Their corporate logos still lay claim to global assets that range from lonely oil rigs in the Arctic Circle to smelly petrochemical complexes along the Houston ship channel - from supertankers steaming through the Indian Ocean to the gas station down at the corner. But the power of the big, integrated oil companies has vastly diminished since the 1970s.
In recent years, oil and oil-service companies have been prone to corporate raids, mergers, layoffs, asset sales, and slashed earnings expectations. Behind it is one controlling factor: Oil prices, which rose inexorably in the 1970s, slid in the early '80s and then collapsed in 1986, plunging from $28 a barrel to the low teens.
Now, however, the Organization of Petroleum Exporting Countries is trying to restore stability, and oil companies are beginning to look less like the pitiful giants they seemed to be throughout '86.

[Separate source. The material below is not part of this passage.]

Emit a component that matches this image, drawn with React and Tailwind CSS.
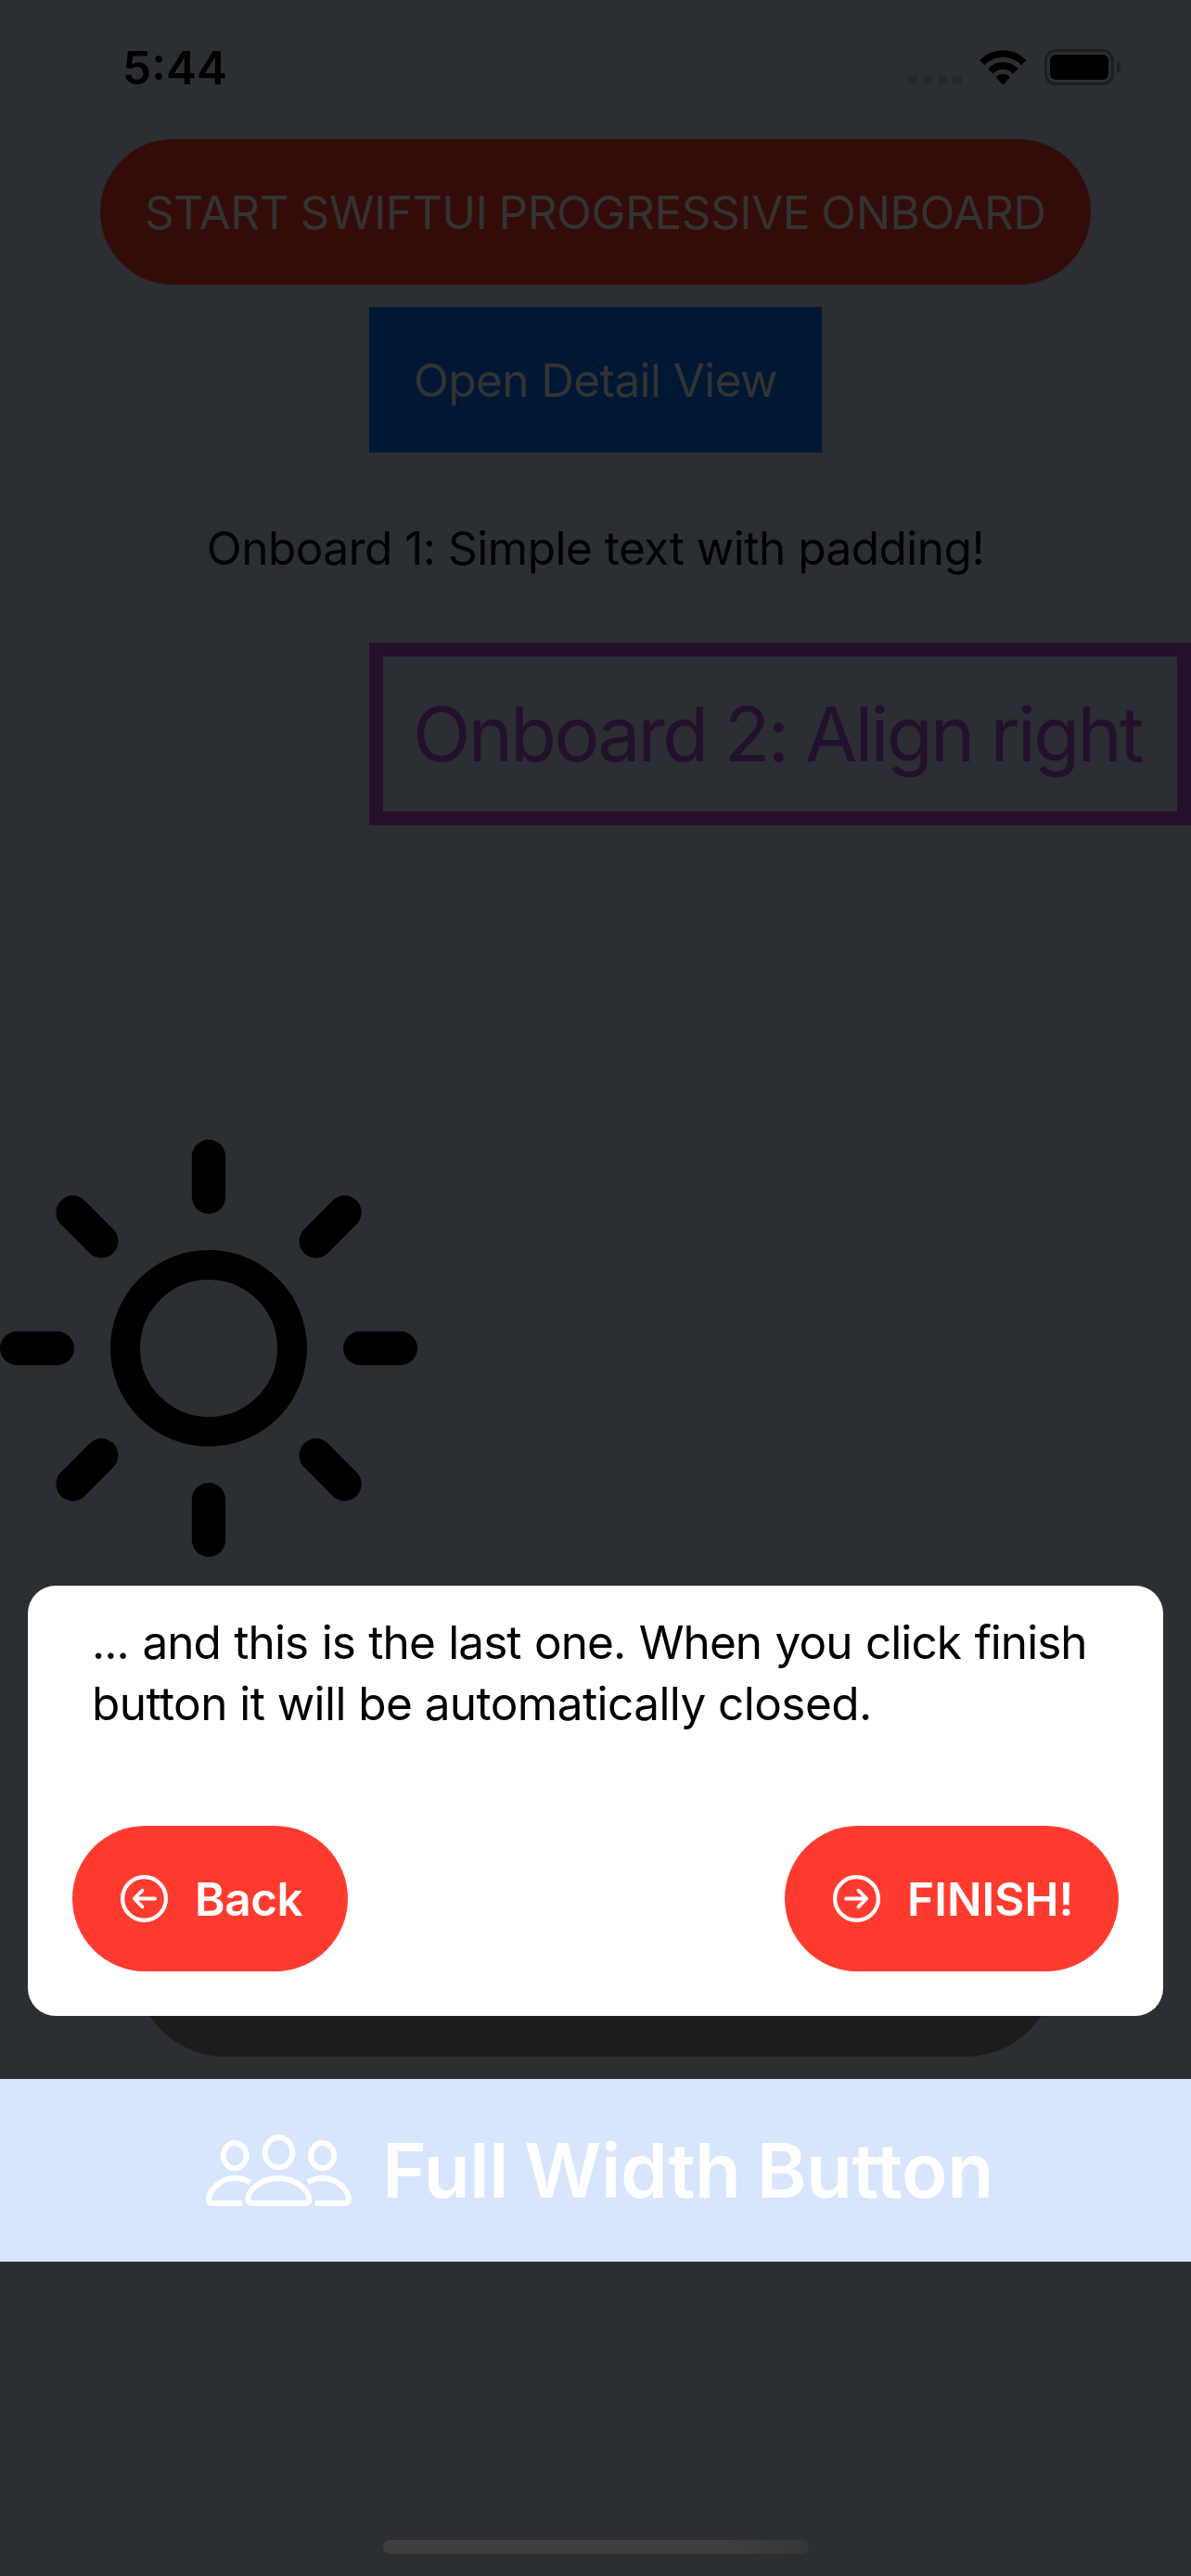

OPEC's production accord, which was announced early last week, caused a predictable - but not earthshaking - reaction in financial markets. Oil futures prices increased. Share prices of oil companies rose, and the Dow transportation index declined (in expectation of higher fuel costs).After a relatively quiet week of trading, the Dow Jones industrial averaged closed at 1,930.40, up 1.55 points in four trading sessions.
Oil analysts are cautiously optimistic.
``We've upgraded the oil stocks,'' says William L. Randol, senior petroleum analyst with First Boston Corporation, ``but we're not recommending them across the board.''
In fact, even before the new OPEC agreement was announced, oil and oil-service stocks had been rising in anticipation of improvement. In early December, for instance, Cyrus J. Lawrence Inc., which specializes in oil stock analysis, had buy recommendations out on Exxon, Royal Dutch, Shell Transport, Amerada Hess, Standard Oil, and USX (which, as the brokerage points out, should be called ``US Oil'' since energy will account for 88 percent of USX's operating income next year).
Oppenheimer & Co. has cited Halliburton, Schlumberger, Dresser Industries, and McDermott as best buys among oil-service stocks. And Value Line, though pessimistic on this sector in general, suggests consideration of Schlumberger, Halliburton, Dresser, and Helmerich & Payne ``for the three- to five-year pull.''
Mr. Randol of First Boston says the share prices of Exxon, Royal Dutch, British Petroleum, and Chevron have done fairly well in recent months as a contrarian play. Texaco and Occidental are two which have not yet moved up, he says.
Frederick Leuffer of Cyrus Lawrence sees earnings improvement for the oils on his buy list but is particularly interested in USX. It is ``one of the best values in the energy group as measured by cash flow and discount to appraised value,'' he wrote in a recent analysis. ``We expect the stock to advance by 30 to 40 percent in the next 12 months, spurred by a major restructuring of operations, a possible takeover, and/or improvement in underlying fundamentals.''
In general, the oil industry is like a supertanker coming about in becalmed seas. OPEC aims to keep prices from crashing again, and while it will be difficult to accomplish this, it is at least trying.
Saudi King Fahd noted in a speech in his country on Thursday that $18 a barrel is ``not the maximum, but the price must not be less than $18.'' Given the kingdom's central role in OPEC, that kind of signal encourages oil analysts.
``I see a broad bottom forming near the $17 a barrel range,'' says Stephen A. Smith, international energy analyst with Data Resources Inc.
``The initial response [to the OPEC accord] is certainly favorable,'' says Daniel Yergin of Cambridge Energy Research Associates.
Platt's Oilgram News reports that one indication of market support was the sale last week of a cargo of Brent crude for February at $18 a barrel. Platt's points out that since its meeting in Brioni, Yugoslavia, last July OPEC has spent about 50 days in meetings to try to achieve the $17 to $19 a barrel ``desirable'' range. Now, it looks as if OPEC might make it.